Et si la Révolution du 25 Mai s’était faite par Zoom (Article n° 6600) [Actu]

Publié le 25 mai 2021 par Jyj9icx6

Au matin pluvieux du 25 mai 1810, les élus municipaux de Buenos Aires se réunirent d’urgence au Cabildo, l’hôtel de ville d’Ancien Régime, après une semaine d’agitation politique dans toutes les classes sociales de la capitale du Vice-royaume du Río de la Plata. Ils voulaient trouver une solution acceptable pour le peuple qui rejetait les résolutions votées trois jours plus tôt par l’assemblée des notables de la ville.

Le 18 mai, la ville avait reçu une très mauvaise nouvelle : le gouvernement provisoire espagnol qui depuis Séville luttait contre l’occupation française tout en mettant en place une politique libérale était tombé quatre mois plus tôt et avait été remplacé par un Conseil de Régence qui s’était installé à Cadix, le grand port qui régnait sur le commerce colonial. N’acceptant pas de passer sous l’autorité politique et administrative d’un groupe lié aux donneurs d’ordre qui faisait vivre son économie sans lui laisser voix au chapitre, la ville tentait à son tour de doter le vice-royaume d’institutions temporaires de gouvernement pour attendre que la situation s’améliore en Espagne, que le roi Fernando Ⅶ soit libéré de sa captivité en France et rentre dans son pays pour y établir le régime libéral tant espéré.

Telles étaient les illusions dont se berçaient alors les partisans de la liberté en Amérique du Sud.

C’est donc ce tournant de son histoire que l’Argentine fête aujourd’hui, sa principale fête nationale. Comment faire autrement, à ce stade de mon article, que de vous renvoyer à la description que j’en ai donnée dans un chapitre de la biographie de Manuel Belgrano, publiée l’année dernière (Manuel Belgrano – L’inventeur de l’Argentine, Éditions du Jasmin).

Ce matin, sur le site de Página/12, le dessinateur Miguel Rep a souhaité imaginer ce qu’aurait été ce grand événement s’il avait fallu se réunir en visioconférence comme doivent le faire actuellement les Argentins, retournés à un régime de confinement très strict pour lutter contre la montée de l’épidémie. Historiquement c’est complètement faux, tout est emmêlé mais c’est la légende. Un peu comme dans un film historique de Sacha Guitry !

Cliquez sur l'image pour une haute résolution


L’animatrice de la réunion (qui ressemble furieusement à une enseignante devant sa classe) : « Vous m’entendez ? »

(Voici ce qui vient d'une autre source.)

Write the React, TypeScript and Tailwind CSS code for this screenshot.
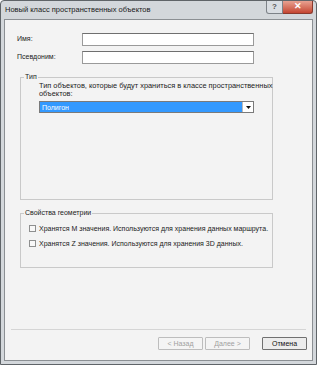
import React from 'react'

const font = { fontFamily: '"Liberation Sans", Arial, sans-serif' }

const GroupBox = ({ title, className, children }: { title: string, className: string, children?: React.ReactNode }) => (
  <div className={`relative border border-[#c9c9c9] ${className}`}>
    <span className="absolute -top-[6px] left-[3px] bg-[#f3f3f3] px-[1px] text-[7px] leading-[10px] text-[#222]">{title}</span>
    {children}
  </div>
)

const Checkbox = ({ label }: { label: string }) => (
  <div className="flex items-center gap-[3px]">
    <span className="h-[7px] w-[7px] border border-[#8e8f8f] bg-[#f8f8f8]" />
    <span className="text-[7px] leading-[9px] text-[#222]">{label}</span>
  </div>
)

const Button = ({ label, disabled }: { label: string, disabled?: boolean }) => (
  <button
    className={`flex h-[13px] w-[45px] items-center justify-center rounded-[1px] border text-[7px] leading-none ${
      disabled ? 'border-[#bdbdbd] bg-[#f4f4f4] text-[#a0a0a0]' : 'border-[#707070] bg-[#ececec] text-[#111]'
    }`}
  >
    {label}
  </button>
)

export default function App() {
  return (
    <div className="h-[366px] w-[318px] bg-white" style={font}>
      <div className="flex h-[365px] w-[317px] flex-col rounded-t-[4px] border border-[#5f6468] bg-[#d3d7db] px-[3px] pb-[3px]">
        {/* title bar */}
        <div className="flex h-[18px] shrink-0 items-start justify-between">
          <span className="mt-[4px] pl-[1px] text-[7.5px] leading-[10px] text-[#1a1a1a]">Новый класс пространственных объектов</span>
          <div className="flex">
            <div className="flex h-[13px] w-[17px] items-center justify-center rounded-bl-[3px] border border-t-0 border-[#7d8288] bg-[#d9dde2] text-[8px] font-bold text-[#555]">?</div>
            <div className="flex h-[13px] w-[30px] items-center justify-center rounded-br-[3px] border border-l-0 border-t-0 border-[#8a3a2e] bg-gradient-to-b from-[#e7a191] to-[#c44431] text-[9px] font-bold text-white">✕</div>
          </div>
        </div>

        {/* client */}
        <div className="flex flex-1 flex-col border border-[#8b8f93] bg-[#f3f3f3]">
          <div className="mt-[13px] flex items-center">
            <span className="w-[77px] pl-[12px] text-[7px] text-[#222]">Имя:</span>
            <div className="h-[13px] w-[172px] border border-[#9a9a9a] border-t-[#6f6f6f] bg-white" />
          </div>
          <div className="mt-[5px] flex items-center">
            <span className="w-[77px] pl-[12px] text-[7px] text-[#222]">Псевдоним:</span>
            <div className="h-[13px] w-[172px] border border-[#9a9a9a] border-t-[#6f6f6f] bg-white" />
          </div>

          <GroupBox title="Тип" className="ml-[15px] mt-[13px] h-[123px] w-[253px]">
            <div className="whitespace-nowrap pl-[18px] pt-[4px] text-[7.4px] leading-[8px] text-[#222]">
              Тип объектов, которые будут храниться в классе пространственных
              <br />
              объектов:
            </div>
            <div className="ml-[18px] mt-[3px] flex h-[12px] w-[215px] items-center border border-[#7a7a7a] bg-[#3399ff]">
              <span className="flex-1 pl-[2px] text-[7px] leading-none text-white">Полигон</span>
              <span className="flex h-[10px] w-[11px] items-center justify-center border-l border-[#bbb] bg-white">
                <svg width="5" height="3" viewBox="0 0 5 3"><path d="M0 0h5L2.5 3z" fill="#111" /></svg>
              </span>
            </div>
          </GroupBox>

          <GroupBox title="Свойства геометрии" className="ml-[15px] mt-[13px] h-[55px] w-[253px]">
            <div className="flex flex-col gap-[6px] pl-[8px] pt-[10px]">
              <Checkbox label="Хранятся M значения. Используются для хранения данных маршрута." />
              <Checkbox label="Хранятся Z значения. Используются для хранения 3D данных." />
            </div>
          </GroupBox>

          <div className="flex-1" />
          <div className="mx-[6px] h-px bg-[#d5d5d5]" />
          <div className="flex justify-end gap-[2px] pb-[10px] pr-[5px] pt-[7px]">
            <Button label="< Назад" disabled />
            <Button label="Далее >" disabled />
            <div className="w-[8px]" />
            <Button label="Отмена" />
          </div>
        </div>
      </div>
    </div>
  )
}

« Le peuple veut savoir de quoi on parle » (les échevins s’étaient enfermés à double tour et le peuple avait envahi les couloirs du Cabildo pour tâcher de faire pression)
« A bas le vice-roi ! »
« Voilà que se lève le soleil du 25 mai » (il a fait un temps de chien toute la semaine et bien plus tard, on inventa cette phrase pour évoquer l’aube de la liberté, avec en prime un petit clin d’ œil au soleil d’Austerlitz) (1)
« Cornelio de Saavedra, ton micro est fermé ». A la fin de la journée, Saavedra devenait président de la Primera Junta, le premier collège gouvernemental accepté par le peuple de Buenos Aires.

Traductions et commentaires © Denise Anne Clavilier

© Denise Anne Clavilier www.barrio-de-tango.blogspot.com

Les autres quotidiens célèbrent cette date fondatrice du pays de façon plus classique : avec des articles historiographiques où ils reprennent sagement les thèmes traditionnels traités de manière traditionnelle. Un véritable rite patriotique, en Argentine. On y apprend jamais rien de vraiment nouveau. Página/12 a cette singularité d’oser aborder le sujet avec originalité (et humour).

Pour aller plus loin :

lire l’article de La Prensa sur les acteurs (masculins) de la Révolution (il y aura une suite, sans doute demain)
lire l’article de La Prensa sur les actrices de la Révolution (à l’aube de l’émancipation, dit le titre)
lire l’article de La Nación sur la Semaine de Mai 1810, dont le 25 fut l’aboutissement politiquelire l’article de La Nación sur les membres de la Primera Junta

(1) Quand l’Ambassade d’Argentine en France m’a invitée à donner cette conférence où je ferai, vendredi prochain, une présentation parallèle de Napoléon et de San Martín, elle n’a pas été prise d’une soudaine fantaisie. La comparaison entre les deux héros révolutionnaires date d’il y a très longtemps. Elle était déjà venue à l’esprit des contemporains du vivant de Napoléon, vers l’année 1820, et elle n’a fait que s’imposer de plus en plus au fil des décennies.